Information given —
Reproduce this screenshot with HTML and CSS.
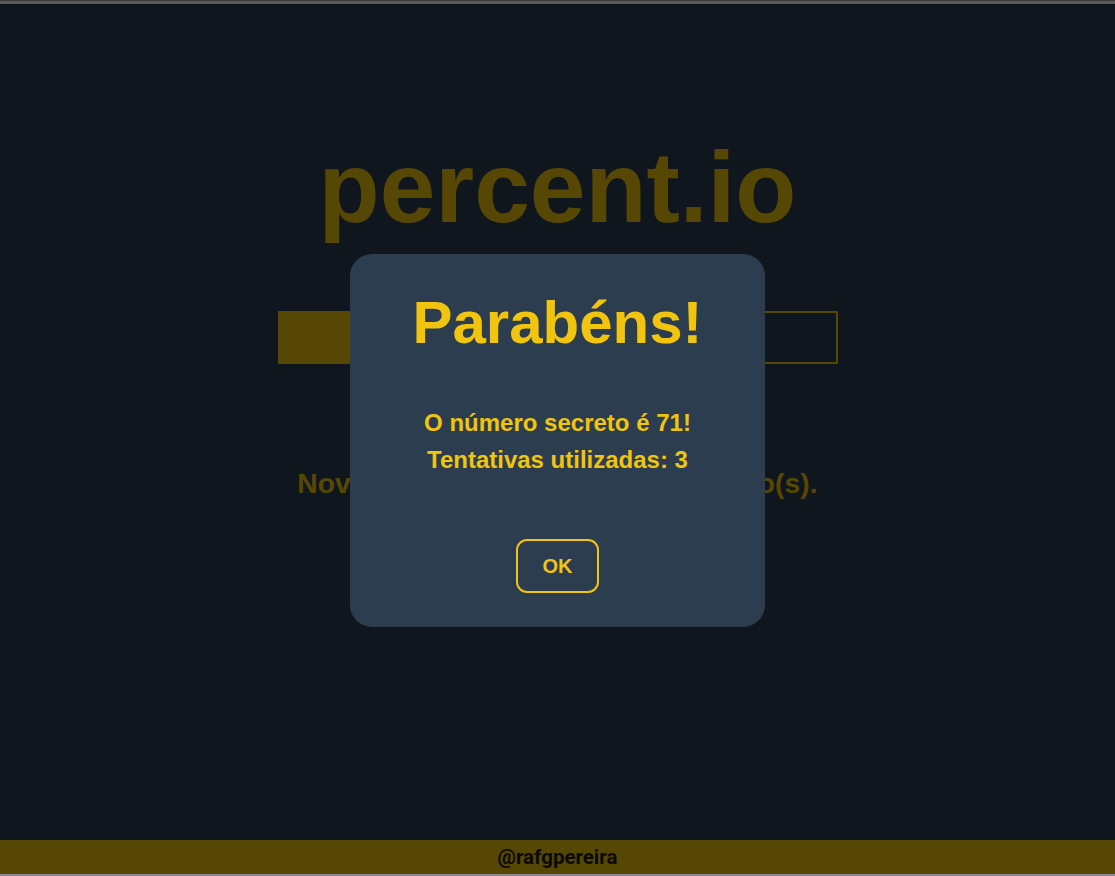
FILE: index.html
```html
<!DOCTYPE html>
<html lang="pt-BR">
<head>
<meta charset="utf-8">
<title>percent.io</title>
<link rel="stylesheet" href="styles.css">
</head>
<body>
<div class="page">
  <main class="main">
    <h1 class="logo">percent.io</h1>
    <form class="guess">
      <input class="guess-fill" type="text" aria-label="Palpite">
      <input class="guess-input" type="text" aria-label="Número">
    </form>
    <p class="status">Novo jogo começará em 5 segundo(s).</p>
  </main>
  <footer class="footer">@rafgpereira</footer>
</div>
<div class="overlay">
  <div class="modal">
    <h2 class="modal-title">Parabéns!</h2>
    <div class="modal-body">
      <p class="modal-line">O número secreto é 71!</p>
      <p class="modal-line">Tentativas utilizadas: 3</p>
    </div>
    <button type="button" class="modal-ok">OK</button>
  </div>
</div>
</body>
</html>
```
FILE: styles.css
```css
html, body {
  margin: 0;
  padding: 0;
  height: 100%;
}
body {
  background: #2c3e50;
  font-family: "Liberation Sans", Arial, sans-serif;
  color: #f1c40f;
  border-top: 1px solid #3a3a3a;
  box-sizing: border-box;
}
.page {
  border-top: 3px solid #5c5c5c;
  border-bottom: 2px solid #8a8a8a;
  box-sizing: border-box;
  height: 100%;
  display: flex;
  flex-direction: column;
}
.main {
  flex: 1;
  display: flex;
  flex-direction: column;
  align-items: center;
  padding-top: 126px;
}
.logo {
  margin: 0;
  font-size: 100px;
  font-weight: 700;
  line-height: 115px;
  letter-spacing: 0;
}
.guess {
  margin-top: 66px;
  width: 560px;
  height: 53px;
  display: flex;
}
.guess-fill {
  width: 300px;
  border: none;
  margin: 0;
  padding: 0;
  background: #f1c40f;
  outline: none;
}
.guess-input {
  flex: 1;
  min-width: 0;
  border: 2px solid #f1c40f;
  background: transparent;
  margin: 0;
  padding: 0;
  outline: none;
}
.status {
  margin: 103px 0 0;
  font-size: 28.2px;
  font-weight: 700;
  letter-spacing: 0.1px;
}
.footer {
  height: 34px;
  background: #f1c40f;
  color: #1c1c1c;
  display: flex;
  align-items: center;
  justify-content: center;
  font-family: Roboto, "Liberation Sans", sans-serif;
  font-weight: 700;
  font-size: 20.5px;
}
.overlay {
  position: fixed;
  left: 0;
  right: 0;
  top: 4px;
  bottom: 2px;
  background: rgba(0, 0, 0, 0.64);
  display: flex;
  align-items: center;
  justify-content: center;
}
.modal {
  width: 415px;
  box-sizing: border-box;
  background: #2d3d50;
  border-radius: 22px;
  padding: 34px 20px;
  display: flex;
  flex-direction: column;
  align-items: center;
  margin-top: 3px;
}
.modal-title {
  margin: 0;
  font-size: 60px;
  line-height: 69px;
  font-weight: 700;
  color: #f1c40f;
}
.modal-body {
  margin-top: 47px;
  display: flex;
  flex-direction: column;
  align-items: center;
}
.modal-line {
  margin: 0;
  font-size: 24px;
  line-height: 37px;
  font-weight: 700;
  color: #f1c40f;
}
.modal-ok {
  margin-top: 61px;
  width: 83px;
  height: 54px;
  border: 2px solid #f1c40f;
  border-radius: 11px;
  background: transparent;
  color: #f1c40f;
  font: 700 20px "Liberation Sans", Arial, sans-serif;
  padding: 0;
}
```
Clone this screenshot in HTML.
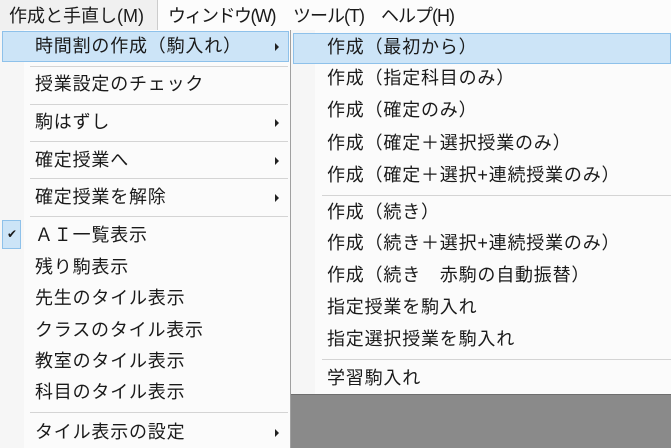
<!DOCTYPE html>
<html><head><meta charset="utf-8"><style>
*{margin:0;padding:0;box-sizing:border-box}
body{width:671px;height:448px;overflow:hidden;background:#fff;position:relative;font-family:"Liberation Sans","Noto Sans CJK JP",sans-serif;font-size:18px;letter-spacing:0.8px;color:#1a1a1a}
.a{position:absolute;white-space:nowrap}
.t{position:absolute;white-space:nowrap;line-height:20px}
.sep{position:absolute;height:1px;background:#d4d4d4}
.arr{position:absolute;width:0;height:0;border-left:4px solid #222;border-top:4px solid transparent;border-bottom:4px solid transparent}
</style></head><body>
<div class="a" style="left:0;top:0;width:671px;height:31px;background:#fcfcfc"></div>
<div class="a" style="left:0;top:0;width:158px;height:31px;background:#f0f0f0;border-right:1px solid #ccc"></div>
<div class="t" style="left:9px;top:6px;letter-spacing:0">作成と手直し(M)</div>
<div class="t" style="left:168px;top:6px;letter-spacing:-1.5px">ウィンドウ(W)</div>
<div class="t" style="left:293px;top:6px;letter-spacing:-1px">ツール(T)</div>
<div class="t" style="left:381px;top:6px;letter-spacing:-1px">ヘルプ(H)</div>

<!-- left menu -->
<div class="a" style="left:0;top:30px;width:291px;height:418px;background:#fbfbfb;border-right:1px solid #a0a0a0"></div>
<div class="a" style="left:0;top:30px;width:24px;height:418px;background:#f6f6f6"></div>
<div class="a" style="left:2px;top:31px;width:287px;height:31px;background:#cce4f7;border:1px solid #8ec1ea"></div>
<div class="a" style="left:2px;top:220px;width:19px;height:29px;background:#cce4f7;border:1px solid #8ec1ea"></div>
<div class="t" style="left:7px;top:224px;font-size:12px">✔</div>
<div class="t" style="left:35px;top:36px">時間割の作成（駒入れ）</div>
<div class="t" style="left:35px;top:74px">授業設定のチェック</div>
<div class="t" style="left:35px;top:112px">駒はずし</div>
<div class="t" style="left:35px;top:150px">確定授業へ</div>
<div class="t" style="left:35px;top:187px">確定授業を解除</div>
<div class="t" style="left:35px;top:225px">ＡＩ一覧表示</div>
<div class="t" style="left:35px;top:257px">残り駒表示</div>
<div class="t" style="left:35px;top:288px">先生のタイル表示</div>
<div class="t" style="left:35px;top:320px">クラスのタイル表示</div>
<div class="t" style="left:35px;top:351px">教室のタイル表示</div>
<div class="t" style="left:35px;top:382px">科目のタイル表示</div>
<div class="t" style="left:35px;top:422px">タイル表示の設定</div>
<div class="sep" style="left:30px;top:66px;width:258px"></div>
<div class="sep" style="left:30px;top:104px;width:258px"></div>
<div class="sep" style="left:30px;top:141px;width:258px"></div>
<div class="sep" style="left:30px;top:178px;width:258px"></div>
<div class="sep" style="left:30px;top:216px;width:258px"></div>
<div class="sep" style="left:30px;top:412px;width:258px"></div>
<div class="arr" style="left:275px;top:43px"></div>
<div class="arr" style="left:275px;top:119px"></div>
<div class="arr" style="left:275px;top:157px"></div>
<div class="arr" style="left:275px;top:194px"></div>
<div class="arr" style="left:275px;top:429px"></div>

<!-- gray background -->
<div class="a" style="left:291px;top:393px;width:380px;height:55px;background:#8a8a8a;border-top:2px solid #6e6e6e"></div>

<!-- right submenu -->
<div class="a" style="left:290px;top:30px;width:381px;height:364px;background:#fbfbfb;border-left:1px solid #a0a0a0"></div>
<div class="a" style="left:291px;top:30px;width:24px;height:364px;background:#f6f6f6"></div>
<div class="a" style="left:293px;top:33px;width:378px;height:31px;background:#cce4f7;border:1px solid #8ec1ea"></div>
<div class="t" style="left:327px;top:37px">作成（最初から）</div>
<div class="t" style="left:327px;top:68px">作成（指定科目のみ）</div>
<div class="t" style="left:327px;top:100px">作成（確定のみ）</div>
<div class="t" style="left:327px;top:133px">作成（確定＋選択授業のみ）</div>
<div class="t" style="left:327px;top:165px">作成（確定＋選択+連続授業のみ）</div>
<div class="t" style="left:327px;top:202px">作成（続き）</div>
<div class="t" style="left:327px;top:233px">作成（続き＋選択+連続授業のみ）</div>
<div class="t" style="left:327px;top:265px">作成（続き　赤駒の自動振替）</div>
<div class="t" style="left:327px;top:297px">指定授業を駒入れ</div>
<div class="t" style="left:327px;top:329px">指定選択授業を駒入れ</div>
<div class="t" style="left:327px;top:368px">学習駒入れ</div>
<div class="sep" style="left:322px;top:195px;width:349px"></div>
<div class="sep" style="left:322px;top:359px;width:349px"></div>
</body></html>
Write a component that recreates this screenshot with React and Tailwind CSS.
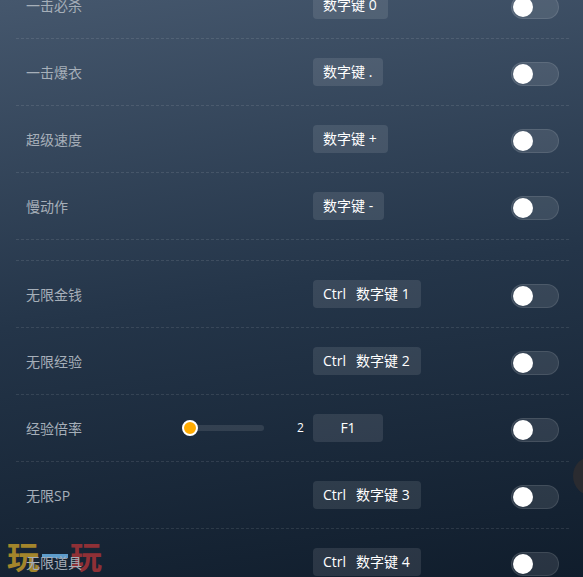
const topRows = [
  { label: "一击必杀", keys: ["数字键 0"] },
  { label: "一击爆衣", keys: ["数字键 ."] },
  { label: "超级速度", keys: ["数字键 +"] },
  { label: "慢动作", keys: ["数字键 -"] },
]

const bottomRows = [
  { label: "无限金钱", keys: ["Ctrl", "数字键 1"] },
  { label: "无限经验", keys: ["Ctrl", "数字键 2"] },
  { label: "经验倍率", keys: ["F1"], slider: true },
  { label: "无限SP", keys: ["Ctrl", "数字键 3"] },
  { label: "无限道具", keys: ["Ctrl", "数字键 4"] },
]

function Toggle() {
  return (
    <div className="mt-1 flex h-6 w-12 shrink-0 items-center rounded-full border border-white/10 bg-white/10 pl-[1px]">
      <div className="h-5 w-5 rounded-full bg-white"></div>
    </div>
  )
}

function Slider() {
  return (
    <div className="flex w-[131px] shrink-0 items-center">
      <div className="relative h-1.5 w-[82px] rounded-full bg-white/10">
        <div className="absolute top-1/2 left-0 h-4 w-4 -translate-y-1/2 rounded-full border-2 border-white bg-[#ffab00]"></div>
      </div>
      <span className="ml-[33px] text-xs text-white">2</span>
    </div>
  )
}

function Row({ row }) {
  const single = row.keys[0] === "F1"
  return (
    <div className="flex h-[67px] items-center border-b border-dashed border-white/10 px-2.5">
      <div className="w-[156px] shrink-0 pt-0.5 text-sm text-[#a6afb9]">{row.label}</div>
      {row.slider ? <Slider /> : <div className="w-[131px] shrink-0"></div>}
      <div className="flex-1">
        <div
          className={`inline-flex h-7 items-center justify-center gap-2.5 rounded bg-white/10 text-sm whitespace-pre text-white ${
            single ? "w-[70px]" : "pr-[11px] pl-2.5"
          }`}
        >
          {row.keys.map((k) => (
            <span key={k}>{k}</span>
          ))}
        </div>
      </div>
      <Toggle />
    </div>
  )
}

export default function App() {
  return (
    <div className="relative h-[577px] w-[583px] overflow-hidden bg-[linear-gradient(172deg,#45576d_0%,#243549_50%,#101d2c_100%)] font-['Open_Sans','Noto_Sans_CJK_SC',sans-serif]">
      {/* watermark */}
      <div className="absolute bottom-[4px] left-[7px] z-0 flex h-[36px] w-[95px] items-center justify-between font-['Noto_Sans_CJK_SC',sans-serif] text-[32px] leading-none font-bold">
        <span className="text-[#a3852b]">玩</span>
        <span className="text-[#8f3036]">玩</span>
      </div>
      <div className="absolute top-[554px] left-[42px] z-0 h-1 w-[26px] bg-[#5d9ccb]"></div>

      <div className="relative z-10 -mt-[28px] pr-[14px] pl-4">
        {topRows.map((row) => (
          <Row key={row.label} row={row} />
        ))}
        <div className="h-[21px] border-b border-dashed border-white/10"></div>
        {bottomRows.map((row) => (
          <Row key={row.label} row={row} />
        ))}
      </div>

      {/* floating button peeking in from the edge */}
      <div className="absolute top-[456px] left-[573px] z-20 h-10 w-10 rounded-full bg-[#2a2b30]"></div>
    </div>
  )
}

Your task —
Identify which lines contain the word "with" and copy each one.

Output below —
Reproduce this screenshot with HTML and CSS.
Write a component that recreates this screenshot with React and Tailwind CSS.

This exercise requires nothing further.